Return all of the entries word for word, but omit the pictures they contain.

* Start DATA FOR THIS EXERCISE *

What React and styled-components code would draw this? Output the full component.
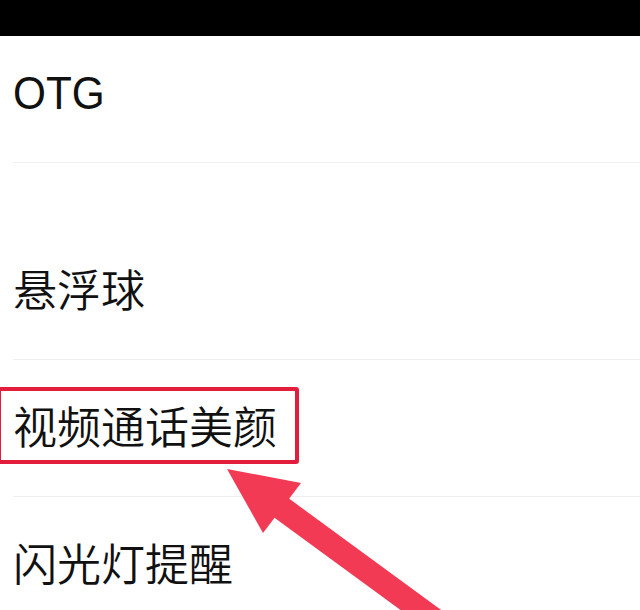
import styled, { createGlobalStyle } from "styled-components";

const GlobalStyle = createGlobalStyle`
  html, body {
    margin: 0;
    padding: 0;
    background: #ffffff;
  }
  body {
    font-family: Roboto, "Noto Sans CJK SC", sans-serif;
    overflow: hidden;
  }
`;

const items = [
  { label: "OTG", first: true },
  { label: "悬浮球", gapBefore: true },
  { label: "视频通话美颜", marked: true },
  { label: "闪光灯提醒" },
];

const App = () => {
  return (
    <Screen>
      <GlobalStyle />
      <StatusBar />
      <List>
        {items.map((item) => (
          <Row key={item.label} first={item.first} gapBefore={item.gapBefore}>
            <Label latin={item.first}>{item.label}</Label>
            {item.marked && <Highlight />}
          </Row>
        ))}
      </List>
      <Arrow viewBox="0 0 640 610">
        <line
          x1="272"
          y1="501"
          x2="470"
          y2="646"
          stroke="#f23a55"
          strokeWidth="24"
        />
        <polygon points="227,469 301,483 263,533" fill="#f23a55" />
      </Arrow>
    </Screen>
  );
};

const Screen = styled.div`
  position: relative;
  width: 640px;
  height: 610px;
  overflow: hidden;
  background: #ffffff;
`;

const StatusBar = styled.div`
  height: 36px;
  background: #000000;
`;

const List = styled.div`
  display: flex;
  flex-direction: column;
`;

const Row = styled.div`
  position: relative;
  display: flex;
  align-items: center;
  height: ${(p) => (p.first ? "127px" : "137px")};
  padding: ${(p) => (p.first ? "0 0 14px 13px" : "0 0 0 13px")};
  margin-top: ${(p) => (p.gapBefore ? "60px" : "0")};
  box-sizing: border-box;
  &::after {
    content: "";
    position: absolute;
    left: 13px;
    right: 0;
    bottom: 0;
    height: 1px;
    background: #efefef;
  }
`;

const Label = styled.span`
  font-family: ${(p) =>
    p.latin ? '"Liberation Sans", sans-serif' : 'Roboto, "Noto Sans CJK SC", sans-serif'};
  font-size: ${(p) => (p.latin ? "47px" : "44px")};
  font-weight: ${(p) => (p.latin ? 400 : 350)};
  line-height: 1;
  color: #111111;
  display: inline-block;
  transform: ${(p) => (p.latin ? "scaleX(0.9)" : "none")};
  transform-origin: left center;
`;

const Highlight = styled.div`
  position: absolute;
  left: -3px;
  top: 27px;
  width: 302px;
  height: 77px;
  border: 4px solid #e21e3c;
  border-radius: 3px;
  box-sizing: border-box;
`;

const Arrow = styled.svg`
  position: absolute;
  left: 0;
  top: 0;
  width: 640px;
  height: 610px;
  pointer-events: none;
`;

export default App;
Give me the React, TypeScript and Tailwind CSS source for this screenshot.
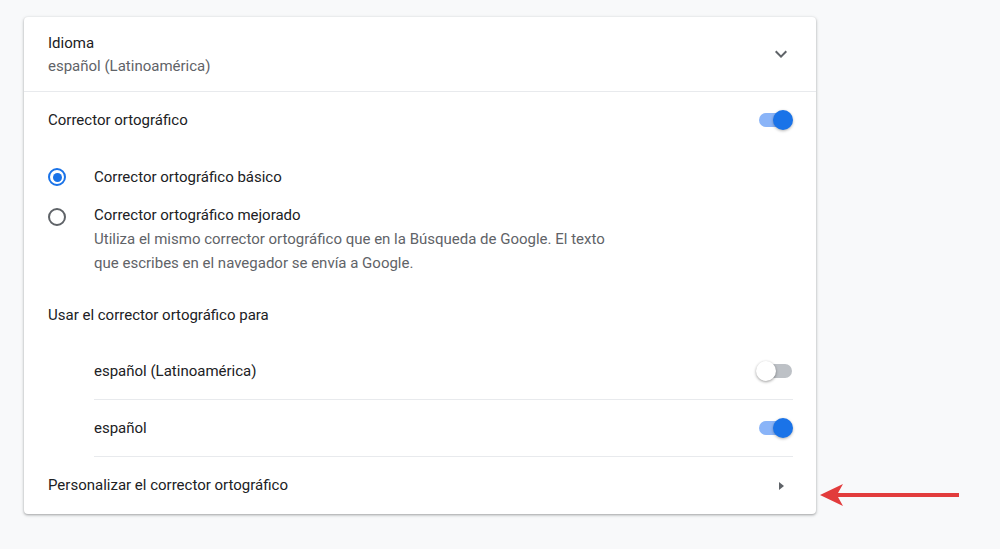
import React from "react";

function Toggle({ on }: { on: boolean }) {
    return (
        <div className="relative w-[37px] h-[20px] flex items-center">
            <div className={`absolute left-[3px] right-[1px] h-[14px] rounded-full ${on ? "bg-[#8ab4f8]" : "bg-[#bdc1c6]"}`} />
            <div
                className={`absolute w-[20px] h-[20px] rounded-full ${on ? "right-0 bg-[#1a73e8] shadow-[0_1px_3px_rgba(0,0,0,0.3)]" : "left-0 bg-white shadow-[0_1px_3px_rgba(0,0,0,0.4)]"}`}
            />
        </div>
    );
}

function Radio({ checked }: { checked: boolean }) {
    return (
        <div
            className={`w-[18px] h-[18px] rounded-full border-2 flex items-center justify-center ${checked ? "border-[#1a73e8]" : "border-[#5f6368]"}`}
        >
            {checked && <div className="w-[9px] h-[9px] rounded-full bg-[#1a73e8]" />}
        </div>
    );
}

export default function App() {
    return (
        <div
            className="w-[1000px] h-[549px] bg-[#f8f9fa] pt-[17px] pl-[24px] relative"
            style={{ fontFamily: "Roboto, 'Liberation Sans', sans-serif" }}
        >
            <div className="w-[792px] bg-white rounded-[4px] shadow-[0_1px_2px_rgba(60,64,67,0.3),0_1px_3px_1px_rgba(60,64,67,0.15)] text-[15px] text-[#202124]">
                {/* Idioma */}
                <div className="h-[75px] flex items-center pl-[24px] pr-[24px] border-b border-[#e8eaed]">
                    <div className="flex-1">
                        <div className="leading-[20px]">Idioma</div>
                        <div className="leading-[20px] mt-[3px] text-[#5f6368]">español (Latinoamérica)</div>
                    </div>
                    <svg width="24" height="24" viewBox="0 0 24 24" className="mr-[-1px]">
                        <path d="M7.41 8.59 12 13.17l4.59-4.58L18 10l-6 6-6-6z" fill="#5f6368" />
                    </svg>
                </div>

                {/* Corrector ortográfico */}
                <div className="h-[56px] flex items-center pl-[24px] pr-[23px]">
                    <div className="flex-1">Corrector ortográfico</div>
                    <Toggle on />
                </div>

                {/* Radios */}
                <div className="pl-[24px] pr-[24px] pt-[15px]">
                    <div className="flex items-center h-[28px]">
                        <div className="w-[46px] flex items-center">
                            <Radio checked />
                        </div>
                        <div>Corrector ortográfico básico</div>
                    </div>
                    <div className="flex items-start mt-[12px]">
                        <div className="w-[46px] pt-[5px]">
                            <Radio checked={false} />
                        </div>
                        <div>
                            <div className="leading-[24px]">Corrector ortográfico mejorado</div>
                            <div className="leading-[24px] text-[#5f6368]">
                                Utiliza el mismo corrector ortográfico que en la Búsqueda de Google. El texto
                                <br />
                                que escribes en el navegador se envía a Google.
                            </div>
                        </div>
                    </div>
                </div>

                {/* Usar para */}
                <div className="h-[56px] flex items-center pl-[24px] mt-[12px]">
                    Usar el corrector ortográfico para
                </div>

                <div className="pl-[70px] pr-[23px]">
                    <div className="h-[57px] flex items-center border-b border-[#e8eaed]">
                        <div className="flex-1">español (Latinoamérica)</div>
                        <Toggle on={false} />
                    </div>
                    <div className="h-[57px] flex items-center border-b border-[#e8eaed]">
                        <div className="flex-1">español</div>
                        <Toggle on />
                    </div>
                </div>

                {/* Personalizar */}
                <div className="h-[57px] flex items-center pl-[24px] pr-[30px]">
                    <div className="flex-1">Personalizar el corrector ortográfico</div>
                    <svg width="10" height="12" viewBox="0 0 10 12">
                        <path d="M3 2 L8 6 L3 10 Z" fill="#5f6368" />
                    </svg>
                </div>
            </div>

            {/* annotation arrow */}
            <svg className="absolute left-[816px] top-[480px]" width="150" height="30" viewBox="0 0 150 30">
                <path d="M143 13 L22 13 L27 4 L4 15 L27 26 L22 17 L143 17 Z" fill="#e23c3c" />
            </svg>
        </div>
    );
}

* End DATA FOR THIS EXERCISE *

RESULT BELOW:
What React and styled-components code would draw this? Output the full component.
import styled, { createGlobalStyle } from "styled-components";

const GlobalStyle = createGlobalStyle`
  html, body {
    margin: 0;
    padding: 0;
    background: #ffffff;
  }
  body {
    font-family: Roboto, "Noto Sans CJK SC", sans-serif;
    overflow: hidden;
  }
`;

const items = [
  { label: "OTG", first: true },
  { label: "悬浮球", gapBefore: true },
  { label: "视频通话美颜", marked: true },
  { label: "闪光灯提醒" },
];

const App = () => {
  return (
    <Screen>
      <GlobalStyle />
      <StatusBar />
      <List>
        {items.map((item) => (
          <Row key={item.label} first={item.first} gapBefore={item.gapBefore}>
            <Label latin={item.first}>{item.label}</Label>
            {item.marked && <Highlight />}
          </Row>
        ))}
      </List>
      <Arrow viewBox="0 0 640 610">
        <line
          x1="272"
          y1="501"
          x2="470"
          y2="646"
          stroke="#f23a55"
          strokeWidth="24"
        />
        <polygon points="227,469 301,483 263,533" fill="#f23a55" />
      </Arrow>
    </Screen>
  );
};

const Screen = styled.div`
  position: relative;
  width: 640px;
  height: 610px;
  overflow: hidden;
  background: #ffffff;
`;

const StatusBar = styled.div`
  height: 36px;
  background: #000000;
`;

const List = styled.div`
  display: flex;
  flex-direction: column;
`;

const Row = styled.div`
  position: relative;
  display: flex;
  align-items: center;
  height: ${(p) => (p.first ? "127px" : "137px")};
  padding: ${(p) => (p.first ? "0 0 14px 13px" : "0 0 0 13px")};
  margin-top: ${(p) => (p.gapBefore ? "60px" : "0")};
  box-sizing: border-box;
  &::after {
    content: "";
    position: absolute;
    left: 13px;
    right: 0;
    bottom: 0;
    height: 1px;
    background: #efefef;
  }
`;

const Label = styled.span`
  font-family: ${(p) =>
    p.latin ? '"Liberation Sans", sans-serif' : 'Roboto, "Noto Sans CJK SC", sans-serif'};
  font-size: ${(p) => (p.latin ? "47px" : "44px")};
  font-weight: ${(p) => (p.latin ? 400 : 350)};
  line-height: 1;
  color: #111111;
  display: inline-block;
  transform: ${(p) => (p.latin ? "scaleX(0.9)" : "none")};
  transform-origin: left center;
`;

const Highlight = styled.div`
  position: absolute;
  left: -3px;
  top: 27px;
  width: 302px;
  height: 77px;
  border: 4px solid #e21e3c;
  border-radius: 3px;
  box-sizing: border-box;
`;

const Arrow = styled.svg`
  position: absolute;
  left: 0;
  top: 0;
  width: 640px;
  height: 610px;
  pointer-events: none;
`;

export default App;
Give me the React, TypeScript and Tailwind CSS source for this screenshot.
import React from "react";

function Toggle({ on }: { on: boolean }) {
    return (
        <div className="relative w-[37px] h-[20px] flex items-center">
            <div className={`absolute left-[3px] right-[1px] h-[14px] rounded-full ${on ? "bg-[#8ab4f8]" : "bg-[#bdc1c6]"}`} />
            <div
                className={`absolute w-[20px] h-[20px] rounded-full ${on ? "right-0 bg-[#1a73e8] shadow-[0_1px_3px_rgba(0,0,0,0.3)]" : "left-0 bg-white shadow-[0_1px_3px_rgba(0,0,0,0.4)]"}`}
            />
        </div>
    );
}

function Radio({ checked }: { checked: boolean }) {
    return (
        <div
            className={`w-[18px] h-[18px] rounded-full border-2 flex items-center justify-center ${checked ? "border-[#1a73e8]" : "border-[#5f6368]"}`}
        >
            {checked && <div className="w-[9px] h-[9px] rounded-full bg-[#1a73e8]" />}
        </div>
    );
}

export default function App() {
    return (
        <div
            className="w-[1000px] h-[549px] bg-[#f8f9fa] pt-[17px] pl-[24px] relative"
            style={{ fontFamily: "Roboto, 'Liberation Sans', sans-serif" }}
        >
            <div className="w-[792px] bg-white rounded-[4px] shadow-[0_1px_2px_rgba(60,64,67,0.3),0_1px_3px_1px_rgba(60,64,67,0.15)] text-[15px] text-[#202124]">
                {/* Idioma */}
                <div className="h-[75px] flex items-center pl-[24px] pr-[24px] border-b border-[#e8eaed]">
                    <div className="flex-1">
                        <div className="leading-[20px]">Idioma</div>
                        <div className="leading-[20px] mt-[3px] text-[#5f6368]">español (Latinoamérica)</div>
                    </div>
                    <svg width="24" height="24" viewBox="0 0 24 24" className="mr-[-1px]">
                        <path d="M7.41 8.59 12 13.17l4.59-4.58L18 10l-6 6-6-6z" fill="#5f6368" />
                    </svg>
                </div>

                {/* Corrector ortográfico */}
                <div className="h-[56px] flex items-center pl-[24px] pr-[23px]">
                    <div className="flex-1">Corrector ortográfico</div>
                    <Toggle on />
                </div>

                {/* Radios */}
                <div className="pl-[24px] pr-[24px] pt-[15px]">
                    <div className="flex items-center h-[28px]">
                        <div className="w-[46px] flex items-center">
                            <Radio checked />
                        </div>
                        <div>Corrector ortográfico básico</div>
                    </div>
                    <div className="flex items-start mt-[12px]">
                        <div className="w-[46px] pt-[5px]">
                            <Radio checked={false} />
                        </div>
                        <div>
                            <div className="leading-[24px]">Corrector ortográfico mejorado</div>
                            <div className="leading-[24px] text-[#5f6368]">
                                Utiliza el mismo corrector ortográfico que en la Búsqueda de Google. El texto
                                <br />
                                que escribes en el navegador se envía a Google.
                            </div>
                        </div>
                    </div>
                </div>

                {/* Usar para */}
                <div className="h-[56px] flex items-center pl-[24px] mt-[12px]">
                    Usar el corrector ortográfico para
                </div>

                <div className="pl-[70px] pr-[23px]">
                    <div className="h-[57px] flex items-center border-b border-[#e8eaed]">
                        <div className="flex-1">español (Latinoamérica)</div>
                        <Toggle on={false} />
                    </div>
                    <div className="h-[57px] flex items-center border-b border-[#e8eaed]">
                        <div className="flex-1">español</div>
                        <Toggle on />
                    </div>
                </div>

                {/* Personalizar */}
                <div className="h-[57px] flex items-center pl-[24px] pr-[30px]">
                    <div className="flex-1">Personalizar el corrector ortográfico</div>
                    <svg width="10" height="12" viewBox="0 0 10 12">
                        <path d="M3 2 L8 6 L3 10 Z" fill="#5f6368" />
                    </svg>
                </div>
            </div>

            {/* annotation arrow */}
            <svg className="absolute left-[816px] top-[480px]" width="150" height="30" viewBox="0 0 150 30">
                <path d="M143 13 L22 13 L27 4 L4 15 L27 26 L22 17 L143 17 Z" fill="#e23c3c" />
            </svg>
        </div>
    );
}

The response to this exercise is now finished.